WRITTEN PROBLEM -
Copy out the listing in full, exactly as written, but not its pictures.

MATERIAL PROVIDED -
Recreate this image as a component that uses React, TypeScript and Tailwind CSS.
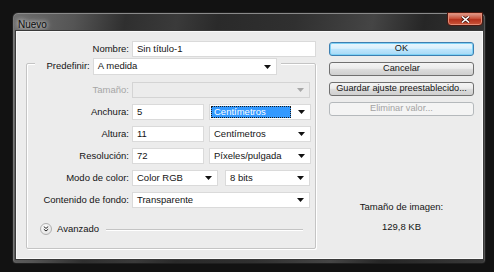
import React from "react";

const txt = "font-['Liberation_Sans',Arial,sans-serif] text-[9.5px] text-[#141414]";

function Arrow({ disabled }: { disabled?: boolean }) {
  return (
    <svg width="7" height="4" viewBox="0 0 7 4" className="shrink-0">
      <path d="M0 0H7L3.5 4Z" fill={disabled ? "#a8a8a8" : "#111"} />
    </svg>
  );
}

function Field({ value, className }: { value: string; className: string }) {
  return (
    <div className={`flex h-[16px] items-center border border-[#dadada] bg-white pl-[4px] ${className}`}>
      {value}
    </div>
  );
}

function Select({ value, className, disabled, highlight }: { value: string; className: string; disabled?: boolean; highlight?: boolean }) {
  return (
    <div
      className={`flex h-[16px] items-center justify-between border pr-[5px] ${
        disabled ? "border-[#d4d4d4] bg-[#ececec]" : "border-[#dadada] bg-white"
      } ${highlight ? "pl-[1px]" : "pl-[4px]"} ${className}`}
    >
      {highlight ? (
        <span className="mr-[7px] flex h-[12px] flex-1 items-center border border-dotted border-[#1a1a1a] bg-[#3399ff] pl-[2px] text-white">
          {value}
        </span>
      ) : (
        <span>{value}</span>
      )}
      <Arrow disabled={disabled} />
    </div>
  );
}

function Row({ label, children, disabled }: { label: string; children: React.ReactNode; disabled?: boolean }) {
  return (
    <div className="flex h-[16px] items-center gap-[3px]">
      <span className={`w-[102px] text-right ${disabled ? "text-[#a6a6a6]" : ""}`}>{label}</span>
      {children}
    </div>
  );
}

function Button({ label, primary, disabled }: { label: string; primary?: boolean; disabled?: boolean }) {
  let look = "border-[#707070] bg-[linear-gradient(#f4f4f4,#ebebeb_45%,#dddddd_50%,#cfcfcf)]";
  if (primary) look = "border-[#3c7fb1] bg-[linear-gradient(#eaf6fd,#d9f0fc_45%,#bee6fd_50%,#a7d9f5)] shadow-[inset_0_0_0_1px_#7fd2f6]";
  if (disabled) look = "border-[#b5b9bc] bg-[#f4f4f4] text-[#a3a3a3]";
  return (
    <div className={`flex h-[14px] items-center justify-center rounded-[3px] border ${look}`}>{label}</div>
  );
}

export default function App() {
  return (
    <div className={`h-[272px] w-[494px] bg-[#121212] pl-[12px] pt-[12px] ${txt}`}>
      <div className="flex h-[252px] w-[474px] flex-col rounded-t-[6px] rounded-b-[4px] border border-[#1f1f1f] bg-[linear-gradient(100deg,#6e6e6e_0%,#555_12%,#2f2f2f_22%,#3a3a3a_32%,#2a2a2a_40%,#303030_55%,#454545_70%,#262626_80%,#3a3a3a_100%)] pb-[4px] pl-[3px] pr-[2px] shadow-[inset_0_1px_0_#8a8a8a,inset_1px_0_0_#777,inset_-1px_0_0_#555]">
        <div className="flex h-[18px] shrink-0 items-start justify-between">
          <span className="ml-[2px] mt-[4px] text-[10px] text-[#0d0d0d] [text-shadow:0_0_4px_#e8e8e8,0_0_6px_#cfcfcf]">Nuevo</span>
          <div className="-mt-[1px] flex h-[14px] w-[36px] items-center justify-center rounded-b-[4px] border border-[#4a1810] bg-[linear-gradient(#e0a192,#c9533c_45%,#b5321d_55%,#c9573c)] shadow-[inset_0_0_0_1px_#e58c76]">
            <svg width="9" height="7" viewBox="0 0 9 7">
              <path d="M1 0.5L8 6.5M8 0.5L1 6.5" stroke="#3a0c05" strokeWidth="3" />
              <path d="M1 0.5L8 6.5M8 0.5L1 6.5" stroke="#ffffff" strokeWidth="1.6" />
            </svg>
          </div>
        </div>
        <div className="flex flex-1 border border-[#f9f9f9] bg-[#ececec] shadow-[0_0_0_1px_#3a3a3a]">
          <div className="flex w-[300px] flex-col pt-[9px]">
            <div className="flex h-[16px] items-center gap-[3px]">
              <span className="w-[112px] text-right">Nombre:</span>
              <Field value="Sin título-1" className="w-[184px]" />
            </div>
            <div className="ml-[9px] mt-[6px] flex h-[186px] w-[290px] flex-col rounded-[2px] border border-[#c4c4c4] shadow-[inset_1px_1px_0_#fff,1px_1px_0_#fff]">
              <div className="-mt-[6px] ml-[8px] flex h-[17px] w-[246px] items-center gap-[3px] bg-[#ececec] pr-[4px]">
                <span className="w-[55px] text-right">Predefinir:</span>
                <Select value="A medida" className="h-[17px] w-[185px]" />
              </div>
              <div className="mt-[7px] flex flex-col gap-[6px]">
                <Row label="Tamaño:" disabled>
                  <Select value="" className="w-[178px]" disabled />
                </Row>
                <Row label="Anchura:">
                  <Field value="5" className="w-[72px]" />
                  <Select value="Centímetros" className="ml-[2px] w-[102px]" highlight />
                </Row>
                <Row label="Altura:">
                  <Field value="11" className="w-[72px]" />
                  <Select value="Centímetros" className="ml-[2px] w-[102px]" />
                </Row>
                <Row label="Resolución:">
                  <Field value="72" className="w-[72px]" />
                  <Select value="Píxeles/pulgada" className="ml-[2px] w-[102px]" />
                </Row>
                <Row label="Modo de color:">
                  <Select value="Color RGB" className="w-[86px]" />
                  <Select value="8 bits" className="ml-[4px] w-[85px]" />
                </Row>
                <Row label="Contenido de fondo:">
                  <Select value="Transparente" className="w-[178px]" />
                </Row>
              </div>
              <div className="ml-[13px] mt-[14px] flex items-center gap-[5px] pr-[12px]">
                <div className="flex h-[12px] w-[12px] items-center justify-center rounded-full border border-[#b0b0b0] bg-[radial-gradient(circle_at_40%_35%,#ffffff,#dcdcdc)]">
                  <svg width="6" height="6" viewBox="0 0 6 6">
                    <path d="M0.8 0.6L3 2.4L5.2 0.6M0.8 3.2L3 5L5.2 3.2" stroke="#222" strokeWidth="1" fill="none" />
                  </svg>
                </div>
                <span>Avanzado</span>
                <div className="ml-[2px] h-[1px] flex-1 bg-[#c4c4c4] shadow-[0_1px_0_#fff]" />
              </div>
            </div>
          </div>
          <div className="ml-[12px] flex w-[145px] flex-col pt-[10px]">
            <div className="flex flex-col gap-[6px] text-[9.2px]">
              <Button label="OK" primary />
              <Button label="Cancelar" />
              <Button label="Guardar ajuste preestablecido..." />
              <Button label="Eliminar valor..." disabled />
            </div>
            <div className="mt-[84px] flex flex-col items-center gap-[6px]">
              <span>Tamaño de imagen:</span>
              <span>129,8 KB</span>
            </div>
          </div>
        </div>
      </div>
    </div>
  );
}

TASK OUTPUT -
Recreate this image as a component that uses React, TypeScript and Tailwind CSS.
import React from "react";

const txt = "font-['Liberation_Sans',Arial,sans-serif] text-[9.5px] text-[#141414]";

function Arrow({ disabled }: { disabled?: boolean }) {
  return (
    <svg width="7" height="4" viewBox="0 0 7 4" className="shrink-0">
      <path d="M0 0H7L3.5 4Z" fill={disabled ? "#a8a8a8" : "#111"} />
    </svg>
  );
}

function Field({ value, className }: { value: string; className: string }) {
  return (
    <div className={`flex h-[16px] items-center border border-[#dadada] bg-white pl-[4px] ${className}`}>
      {value}
    </div>
  );
}

function Select({ value, className, disabled, highlight }: { value: string; className: string; disabled?: boolean; highlight?: boolean }) {
  return (
    <div
      className={`flex h-[16px] items-center justify-between border pr-[5px] ${
        disabled ? "border-[#d4d4d4] bg-[#ececec]" : "border-[#dadada] bg-white"
      } ${highlight ? "pl-[1px]" : "pl-[4px]"} ${className}`}
    >
      {highlight ? (
        <span className="mr-[7px] flex h-[12px] flex-1 items-center border border-dotted border-[#1a1a1a] bg-[#3399ff] pl-[2px] text-white">
          {value}
        </span>
      ) : (
        <span>{value}</span>
      )}
      <Arrow disabled={disabled} />
    </div>
  );
}

function Row({ label, children, disabled }: { label: string; children: React.ReactNode; disabled?: boolean }) {
  return (
    <div className="flex h-[16px] items-center gap-[3px]">
      <span className={`w-[102px] text-right ${disabled ? "text-[#a6a6a6]" : ""}`}>{label}</span>
      {children}
    </div>
  );
}

function Button({ label, primary, disabled }: { label: string; primary?: boolean; disabled?: boolean }) {
  let look = "border-[#707070] bg-[linear-gradient(#f4f4f4,#ebebeb_45%,#dddddd_50%,#cfcfcf)]";
  if (primary) look = "border-[#3c7fb1] bg-[linear-gradient(#eaf6fd,#d9f0fc_45%,#bee6fd_50%,#a7d9f5)] shadow-[inset_0_0_0_1px_#7fd2f6]";
  if (disabled) look = "border-[#b5b9bc] bg-[#f4f4f4] text-[#a3a3a3]";
  return (
    <div className={`flex h-[14px] items-center justify-center rounded-[3px] border ${look}`}>{label}</div>
  );
}

export default function App() {
  return (
    <div className={`h-[272px] w-[494px] bg-[#121212] pl-[12px] pt-[12px] ${txt}`}>
      <div className="flex h-[252px] w-[474px] flex-col rounded-t-[6px] rounded-b-[4px] border border-[#1f1f1f] bg-[linear-gradient(100deg,#6e6e6e_0%,#555_12%,#2f2f2f_22%,#3a3a3a_32%,#2a2a2a_40%,#303030_55%,#454545_70%,#262626_80%,#3a3a3a_100%)] pb-[4px] pl-[3px] pr-[2px] shadow-[inset_0_1px_0_#8a8a8a,inset_1px_0_0_#777,inset_-1px_0_0_#555]">
        <div className="flex h-[18px] shrink-0 items-start justify-between">
          <span className="ml-[2px] mt-[4px] text-[10px] text-[#0d0d0d] [text-shadow:0_0_4px_#e8e8e8,0_0_6px_#cfcfcf]">Nuevo</span>
          <div className="-mt-[1px] flex h-[14px] w-[36px] items-center justify-center rounded-b-[4px] border border-[#4a1810] bg-[linear-gradient(#e0a192,#c9533c_45%,#b5321d_55%,#c9573c)] shadow-[inset_0_0_0_1px_#e58c76]">
            <svg width="9" height="7" viewBox="0 0 9 7">
              <path d="M1 0.5L8 6.5M8 0.5L1 6.5" stroke="#3a0c05" strokeWidth="3" />
              <path d="M1 0.5L8 6.5M8 0.5L1 6.5" stroke="#ffffff" strokeWidth="1.6" />
            </svg>
          </div>
        </div>
        <div className="flex flex-1 border border-[#f9f9f9] bg-[#ececec] shadow-[0_0_0_1px_#3a3a3a]">
          <div className="flex w-[300px] flex-col pt-[9px]">
            <div className="flex h-[16px] items-center gap-[3px]">
              <span className="w-[112px] text-right">Nombre:</span>
              <Field value="Sin título-1" className="w-[184px]" />
            </div>
            <div className="ml-[9px] mt-[6px] flex h-[186px] w-[290px] flex-col rounded-[2px] border border-[#c4c4c4] shadow-[inset_1px_1px_0_#fff,1px_1px_0_#fff]">
              <div className="-mt-[6px] ml-[8px] flex h-[17px] w-[246px] items-center gap-[3px] bg-[#ececec] pr-[4px]">
                <span className="w-[55px] text-right">Predefinir:</span>
                <Select value="A medida" className="h-[17px] w-[185px]" />
              </div>
              <div className="mt-[7px] flex flex-col gap-[6px]">
                <Row label="Tamaño:" disabled>
                  <Select value="" className="w-[178px]" disabled />
                </Row>
                <Row label="Anchura:">
                  <Field value="5" className="w-[72px]" />
                  <Select value="Centímetros" className="ml-[2px] w-[102px]" highlight />
                </Row>
                <Row label="Altura:">
                  <Field value="11" className="w-[72px]" />
                  <Select value="Centímetros" className="ml-[2px] w-[102px]" />
                </Row>
                <Row label="Resolución:">
                  <Field value="72" className="w-[72px]" />
                  <Select value="Píxeles/pulgada" className="ml-[2px] w-[102px]" />
                </Row>
                <Row label="Modo de color:">
                  <Select value="Color RGB" className="w-[86px]" />
                  <Select value="8 bits" className="ml-[4px] w-[85px]" />
                </Row>
                <Row label="Contenido de fondo:">
                  <Select value="Transparente" className="w-[178px]" />
                </Row>
              </div>
              <div className="ml-[13px] mt-[14px] flex items-center gap-[5px] pr-[12px]">
                <div className="flex h-[12px] w-[12px] items-center justify-center rounded-full border border-[#b0b0b0] bg-[radial-gradient(circle_at_40%_35%,#ffffff,#dcdcdc)]">
                  <svg width="6" height="6" viewBox="0 0 6 6">
                    <path d="M0.8 0.6L3 2.4L5.2 0.6M0.8 3.2L3 5L5.2 3.2" stroke="#222" strokeWidth="1" fill="none" />
                  </svg>
                </div>
                <span>Avanzado</span>
                <div className="ml-[2px] h-[1px] flex-1 bg-[#c4c4c4] shadow-[0_1px_0_#fff]" />
              </div>
            </div>
          </div>
          <div className="ml-[12px] flex w-[145px] flex-col pt-[10px]">
            <div className="flex flex-col gap-[6px] text-[9.2px]">
              <Button label="OK" primary />
              <Button label="Cancelar" />
              <Button label="Guardar ajuste preestablecido..." />
              <Button label="Eliminar valor..." disabled />
            </div>
            <div className="mt-[84px] flex flex-col items-center gap-[6px]">
              <span>Tamaño de imagen:</span>
              <span>129,8 KB</span>
            </div>
          </div>
        </div>
      </div>
    </div>
  );
}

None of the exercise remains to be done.